Pour améliorer notre compréhension de l'islamophobie, il faut reconnaître son histoire, ses origines, pourquoi le hijab, par exemple, est perçu d'une manière particulière en France, au Québec, au Danemark, pourquoi le corps des femmes musulmanes doit être contrôlé et géré. Nous pouvons nous pencher sur l'histoire de l'impérialisme, de la manière dont les nations occidentales, pendant la guerre en Irak et en Afghanistan, ont justifié l'invasion et l'occupation par des rhétoriques de libération des femmes musulmanes de leur environnement culturel agressif, religieux et oppressif. Cela a une longue histoire, issue de cette histoire coloniale d’un Occident qui se définit vis-à-vis des musulmans et de l'Islam, comme une civilisation libérée contre une civilisation oppressive.

Il y a ce merveilleux livre, intitulé Epidemic empire de Anjuli Fatima Raza Kolb. Elle démontre que l’idée des musulmans comme êtres violents, agressifs, est entretenue par un monde occidental qui considère depuis longtemps la majorité de la population musulmane comme contagieuse, partageant de mauvaises idées, mais aussi des instincts d'insurrection et de violence. Le point principal que j'essaie de souligner est l'importance de l'histoire, qui est souvent négligée lorsque nous parlons d'islamophobie. Il faut comprendre d'où elle vient et comment elle a profité, en fait, au monde occidental pour construire le musulman et l'islam comme l'autre.

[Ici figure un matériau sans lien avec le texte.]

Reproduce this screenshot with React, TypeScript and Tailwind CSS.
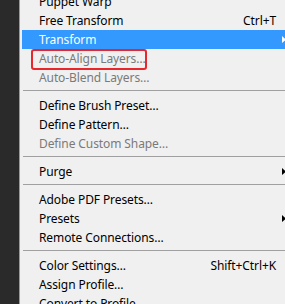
import React from "react";

type Item =
  | { type: "sep" }
  | { type: "item"; label: string; shortcut?: string; arrow?: boolean; disabled?: boolean; active?: boolean };

const items: Item[] = [
  { type: "item", label: "Puppet Warp" },
  { type: "item", label: "Free Transform", shortcut: "Ctrl+T" },
  { type: "item", label: "Transform", arrow: true, active: true },
  { type: "item", label: "Auto-Align Layers…", disabled: true },
  { type: "item", label: "Auto-Blend Layers…", disabled: true },
  { type: "sep" },
  { type: "item", label: "Define Brush Preset…" },
  { type: "item", label: "Define Pattern…" },
  { type: "item", label: "Define Custom Shape…", disabled: true },
  { type: "sep" },
  { type: "item", label: "Purge", arrow: true },
  { type: "sep" },
  { type: "item", label: "Adobe PDF Presets…" },
  { type: "item", label: "Presets", arrow: true },
  { type: "item", label: "Remote Connections…" },
  { type: "sep" },
  { type: "item", label: "Color Settings…", shortcut: "Shift+Ctrl+K" },
  { type: "item", label: "Assign Profile…" },
  { type: "item", label: "Convert to Profile…" },
];

function Arrow({ white }: { white?: boolean }) {
  return (
    <svg width="4" height="7" viewBox="0 0 4 7" className="block">
      <path d="M0 0 L4 3.5 L0 7 Z" fill={white ? "#ffffff" : "#000000"} />
    </svg>
  );
}

export default function App() {
  return (
    <div
      className="w-[285px] h-[304px] overflow-hidden flex bg-[#2a2a2a]"
      style={{ fontFamily: '"Noto Sans", "Segoe UI", sans-serif' }}
    >
      <div className="w-[19px] shrink-0 bg-[#2a2a2a]" />
      <div className="relative w-[271px] shrink-0 border-l border-[#9a9a9a] bg-[#f0f0f0] px-[2px]">
        <div className="-mt-[8px] flex flex-col">
          {items.map((it, i) =>
            it.type === "sep" ? (
              <div key={i} className="h-[9px] pt-[3px] pl-[1px]">
                <div className="h-[1px] bg-[#a0a0a0]" />
              </div>
            ) : (
              <div
                key={i}
                className={`h-[19px] flex items-center text-[12px] leading-none tracking-[-0.1px] ${
                  it.active ? "bg-[#3399ff] text-white" : it.disabled ? "text-[#7a7a7a]" : "text-black"
                }`}
              >
                <span className="pl-[17px] flex-1 whitespace-nowrap">{it.label}</span>
                {it.shortcut && <span className="whitespace-nowrap">{it.shortcut}</span>}
                <span className="w-[12px] flex items-center pl-[6px]">
                  {it.arrow && <Arrow white={it.active} />}
                </span>
              </div>
            )
          )}
        </div>
        <div className="absolute left-[11px] top-[49px] w-[116px] h-[21px] border-2 border-[#e8262b] rounded-[3px]" />
      </div>
    </div>
  );
}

La façon dont cela opère en pratique n'est pas interpersonnelle. On peut parler des chemins entre l'islamophobie et la santé mentale. L'un d'entre eux serait bien sûr les formes interpersonnelles de violence. Je n'enlève rien à son importance. Mais à la lumière d'une compréhension plus complexe de l'islamophobie, nous pouvons également explorer l'injustice économique, les formes de privation sociale. Je pense à un exemple personnel : quelqu'un postule pour un emploi à Paris et l'employeur lui propose de l'alcool dans l'entretien d'embauche pour voir… quel genre de musulman il est. Nous savons ici au Royaume-Uni qu'une femme asiatique racisée, une femme d'origine pakistanaise ou indienne, est celle qui a le moins de chances d'obtenir un emploi correspondant à sa formation. Ces différentes formes d'injustices économiques et de privations sociales ont un impact direct sur la santé mentale, si l'on pense aux différentes formes de pression, que les femmes surtout, doivent supporter dans la société.

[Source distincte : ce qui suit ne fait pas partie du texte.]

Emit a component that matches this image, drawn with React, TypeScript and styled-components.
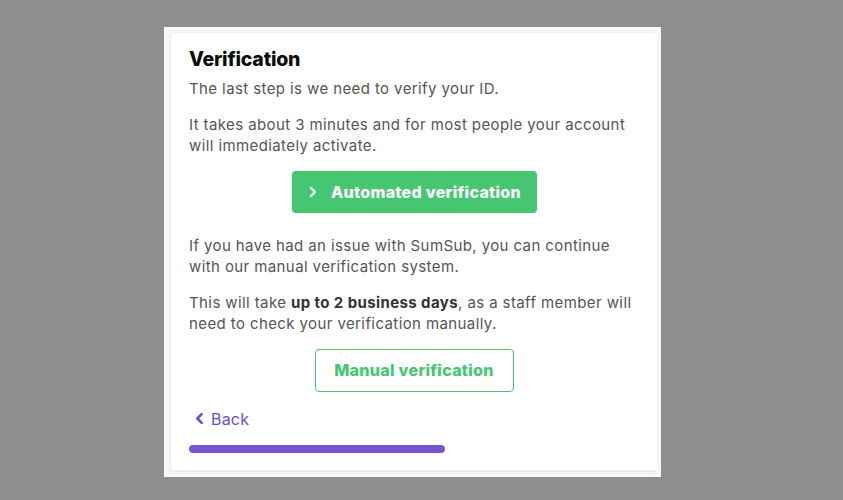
import styled, { createGlobalStyle } from 'styled-components';

const GlobalStyle = createGlobalStyle`
  html, body {
    margin: 0;
    padding: 0;
    background: #8e8e8e;
  }
  body {
    font-family: Inter, "Noto Sans", sans-serif;
  }
`;

const Stage = styled.div`
  height: 500px;
  display: flex;
  justify-content: center;
  padding-top: 27px;
  box-sizing: border-box;
`;

const Panel = styled.div`
  width: 497px;
  height: 450px;
  box-sizing: border-box;
  background: #f7f7f7;
  padding: 6px 4px 7px 7px;
  margin-left: -18px;
`;

const Card = styled.div`
  height: 100%;
  box-sizing: border-box;
  background: #fff;
  border-radius: 4px;
  box-shadow: 0 1px 4px rgba(0, 0, 0, 0.08);
  padding: 14px 18px 0;
  display: flex;
  flex-direction: column;
`;

const Title = styled.h2`
  margin: 0 0 7px;
  font-family: Inter, sans-serif;
  font-weight: 800;
  font-size: 19.5px;
  line-height: 24px;
  letter-spacing: -0.2px;
  color: #0d0d0d;
`;

const Text = styled.p`
  margin: 0 0 14px;
  font-size: 15px;
  line-height: 21.5px;
  color: #555;
  letter-spacing: 0.4px;

  strong {
    font-weight: 700;
    color: #333;
  }
`;

const ButtonRow = styled.div<{ $gap: number }>`
  display: flex;
  justify-content: center;
  margin: 0 0 ${(p) => p.$gap}px;
`;

const PrimaryButton = styled.button`
  display: flex;
  align-items: center;
  justify-content: center;
  gap: 12px;
  width: 245px;
  height: 42px;
  border: none;
  border-radius: 4px;
  background: #47c672;
  color: #fff;
  font-family: Inter, sans-serif;
  font-weight: 800;
  font-size: 16px;
  letter-spacing: 0.3px;
  cursor: pointer;
`;

const OutlineButton = styled.button`
  width: 199px;
  height: 43px;
  border: 1px solid #47c672;
  border-radius: 4px;
  background: #fff;
  color: #47c672;
  font-family: Inter, sans-serif;
  font-weight: 800;
  font-size: 16px;
  letter-spacing: 0.3px;
  cursor: pointer;
`;

const BackLink = styled.a`
  display: flex;
  align-items: center;
  gap: 5px;
  color: #6a4fc9;
  font-size: 16px;
  letter-spacing: 0.2px;
  margin: 0 0 16px 4px;
  cursor: pointer;
`;

const Progress = styled.div`
  width: 256px;
  height: 8px;
  border-radius: 4px;
  background: #7755d1;
`;

const Chevron = ({ dir, color, size }: { dir: 'left' | 'right'; color: string; size: number }) => (
  <svg width={size} height={size} viewBox="0 0 12 12" fill="none">
    <path
      d={dir === 'right' ? 'M4 2l4 4-4 4' : 'M8 2L4 6l4 4'}
      stroke={color}
      strokeWidth="2.4"
      strokeLinecap="round"
      strokeLinejoin="round"
    />
  </svg>
);

export default function App() {
  return (
    <>
      <GlobalStyle />
      <Stage>
        <Panel>
          <Card>
            <Title>Verification</Title>
            <Text>The last step is we need to verify your ID.</Text>
            <Text>
              It takes about 3 minutes and for most people your account will
              immediately activate.
            </Text>
            <ButtonRow $gap={22}>
              <PrimaryButton>
                <Chevron dir="right" color="#fff" size={12} />
                Automated verification
              </PrimaryButton>
            </ButtonRow>
            <Text>
              If you have had an issue with SumSub, you can continue with our
              manual verification system.
            </Text>
            <Text>
              This will take <strong>up to 2 business days</strong>, as a staff
              member will need to check your verification manually.
            </Text>
            <ButtonRow $gap={17}>
              <OutlineButton>Manual verification</OutlineButton>
            </ButtonRow>
            <BackLink>
              <Chevron dir="left" color="#6a4fc9" size={13} />
              Back
            </BackLink>
            <Progress />
          </Card>
        </Panel>
      </Stage>
    </>
  );
}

Nous savons par exemple que les personnes noires racisées, ici au Royaume-Uni, sont beaucoup plus susceptibles d'être placées dans un service psychiatrique et quand je dis personnes noires racisées, nous devons nous rappeler que nous ne faisons pas de distinction entre Noirs et Musulmans ici, il y a beaucoup de Musulmans qui sont noirs - nous pouvons donc considérer leur expérience comme un exemple. Une personne racisée comme noire est beaucoup plus susceptible de recevoir un traitement plus sévère en matière de santé mentale. Cela a évidemment un impact direct sur la santé mentale. Le type de services qui sont offerts, le type de traitement que les musulmans peuvent recevoir peuvent également être différents, et cela a un impact.

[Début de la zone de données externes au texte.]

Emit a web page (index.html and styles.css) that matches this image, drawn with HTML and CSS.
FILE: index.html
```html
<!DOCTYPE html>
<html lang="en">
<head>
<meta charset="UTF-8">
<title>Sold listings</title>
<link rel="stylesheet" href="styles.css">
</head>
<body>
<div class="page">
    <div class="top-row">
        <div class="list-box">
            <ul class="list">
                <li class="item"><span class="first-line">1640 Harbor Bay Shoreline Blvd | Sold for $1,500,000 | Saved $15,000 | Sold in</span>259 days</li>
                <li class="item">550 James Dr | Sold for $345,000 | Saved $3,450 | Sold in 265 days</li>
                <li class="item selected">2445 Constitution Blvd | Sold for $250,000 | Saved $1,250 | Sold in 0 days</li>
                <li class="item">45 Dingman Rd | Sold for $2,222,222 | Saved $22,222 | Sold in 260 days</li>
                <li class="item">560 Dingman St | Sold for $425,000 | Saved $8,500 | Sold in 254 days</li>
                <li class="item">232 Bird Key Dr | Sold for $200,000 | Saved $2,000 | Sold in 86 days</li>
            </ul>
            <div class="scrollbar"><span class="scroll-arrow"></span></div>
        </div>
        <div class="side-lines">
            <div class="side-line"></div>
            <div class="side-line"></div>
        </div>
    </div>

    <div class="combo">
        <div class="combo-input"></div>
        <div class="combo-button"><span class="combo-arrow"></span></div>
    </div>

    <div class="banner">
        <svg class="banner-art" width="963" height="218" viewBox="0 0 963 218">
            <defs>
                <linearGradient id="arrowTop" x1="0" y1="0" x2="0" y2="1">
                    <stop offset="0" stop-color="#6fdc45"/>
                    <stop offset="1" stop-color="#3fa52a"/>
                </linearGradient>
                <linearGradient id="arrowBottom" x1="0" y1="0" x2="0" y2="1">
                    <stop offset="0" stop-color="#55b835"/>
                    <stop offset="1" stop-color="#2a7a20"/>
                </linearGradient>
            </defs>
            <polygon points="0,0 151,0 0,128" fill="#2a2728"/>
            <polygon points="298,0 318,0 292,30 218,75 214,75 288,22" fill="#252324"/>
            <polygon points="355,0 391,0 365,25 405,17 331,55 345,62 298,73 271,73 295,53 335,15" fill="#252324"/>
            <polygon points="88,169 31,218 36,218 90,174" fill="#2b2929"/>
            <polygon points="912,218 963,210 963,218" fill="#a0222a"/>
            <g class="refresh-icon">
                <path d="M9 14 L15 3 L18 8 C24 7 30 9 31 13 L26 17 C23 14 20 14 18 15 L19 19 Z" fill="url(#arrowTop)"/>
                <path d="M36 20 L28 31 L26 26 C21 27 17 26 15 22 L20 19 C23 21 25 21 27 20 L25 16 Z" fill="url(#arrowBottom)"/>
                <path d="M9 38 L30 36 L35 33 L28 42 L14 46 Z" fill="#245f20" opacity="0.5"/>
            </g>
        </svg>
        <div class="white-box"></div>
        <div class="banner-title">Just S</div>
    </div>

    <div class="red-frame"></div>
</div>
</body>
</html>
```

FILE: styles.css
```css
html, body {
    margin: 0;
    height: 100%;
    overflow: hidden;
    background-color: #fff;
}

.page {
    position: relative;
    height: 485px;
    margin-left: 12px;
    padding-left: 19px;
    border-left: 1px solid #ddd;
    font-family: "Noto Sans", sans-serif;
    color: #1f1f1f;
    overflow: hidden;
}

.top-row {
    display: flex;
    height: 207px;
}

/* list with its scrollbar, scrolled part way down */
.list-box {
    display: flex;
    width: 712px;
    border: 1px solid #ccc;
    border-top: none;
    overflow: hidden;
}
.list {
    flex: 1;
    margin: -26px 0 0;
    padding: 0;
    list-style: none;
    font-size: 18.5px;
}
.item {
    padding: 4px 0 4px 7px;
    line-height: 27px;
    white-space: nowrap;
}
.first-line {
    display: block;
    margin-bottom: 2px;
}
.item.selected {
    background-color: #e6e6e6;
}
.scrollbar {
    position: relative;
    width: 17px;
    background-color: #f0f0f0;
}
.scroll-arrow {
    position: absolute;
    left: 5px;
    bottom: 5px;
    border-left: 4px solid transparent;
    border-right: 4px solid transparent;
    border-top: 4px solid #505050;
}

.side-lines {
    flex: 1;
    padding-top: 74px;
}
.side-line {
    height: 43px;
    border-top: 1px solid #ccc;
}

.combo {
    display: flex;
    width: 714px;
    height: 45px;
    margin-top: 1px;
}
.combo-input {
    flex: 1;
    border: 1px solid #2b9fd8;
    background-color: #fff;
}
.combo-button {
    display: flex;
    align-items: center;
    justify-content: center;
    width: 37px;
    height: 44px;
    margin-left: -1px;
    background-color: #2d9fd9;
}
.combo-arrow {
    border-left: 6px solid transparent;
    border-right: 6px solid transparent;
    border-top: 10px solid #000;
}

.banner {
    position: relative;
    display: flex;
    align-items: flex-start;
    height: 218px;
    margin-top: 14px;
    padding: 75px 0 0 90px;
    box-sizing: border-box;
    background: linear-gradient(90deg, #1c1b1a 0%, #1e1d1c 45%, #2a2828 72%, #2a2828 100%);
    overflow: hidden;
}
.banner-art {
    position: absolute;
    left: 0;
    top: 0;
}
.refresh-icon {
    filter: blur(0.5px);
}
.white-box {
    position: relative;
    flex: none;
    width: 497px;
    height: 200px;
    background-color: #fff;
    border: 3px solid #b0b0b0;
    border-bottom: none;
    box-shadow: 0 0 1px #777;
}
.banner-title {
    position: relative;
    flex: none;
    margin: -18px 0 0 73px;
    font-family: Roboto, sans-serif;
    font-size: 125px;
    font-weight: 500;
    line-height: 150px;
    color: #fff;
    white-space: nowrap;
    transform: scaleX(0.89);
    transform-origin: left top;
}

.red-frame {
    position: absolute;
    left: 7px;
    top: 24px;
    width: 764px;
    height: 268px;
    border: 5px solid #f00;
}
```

Et puis, il y a la violence autorisée par l'État. Et c'est là que le contre-terrorisme et les services sociaux entrent en jeu. Il y a certaines formes de violence qui sont effacées, soit comme forme de violence, comme lorsque les services sociaux font en quelque sorte la chasse ou sont utilisés, notamment par la police, pour chasser les familles musulmanes.
J'ai entendu hier le cas d'une femme musulmane qui racontait son histoire : pendant des années, les services sociaux, par l'intermédiaire de la police, s'en sont pris à elle et à ses enfants, et les services sociaux ne voulaient pas le faire mais ils y étaient obligés. Il s'agit d'une caution de l'État, car la police autorise un tel traitement de cette famille. C'est une forme de violence qui est légitimée. Cette question des types de violence jugées acceptables est très importante. Nous constatons qu'en fonction des personnes, des corps, certaines formes de violence sont jugées plus acceptables que d'autres. C'est particulièrement vrai pour les musulmans : des traitements plus sévères, sont considérés comme légitime et sanctionné par l'État.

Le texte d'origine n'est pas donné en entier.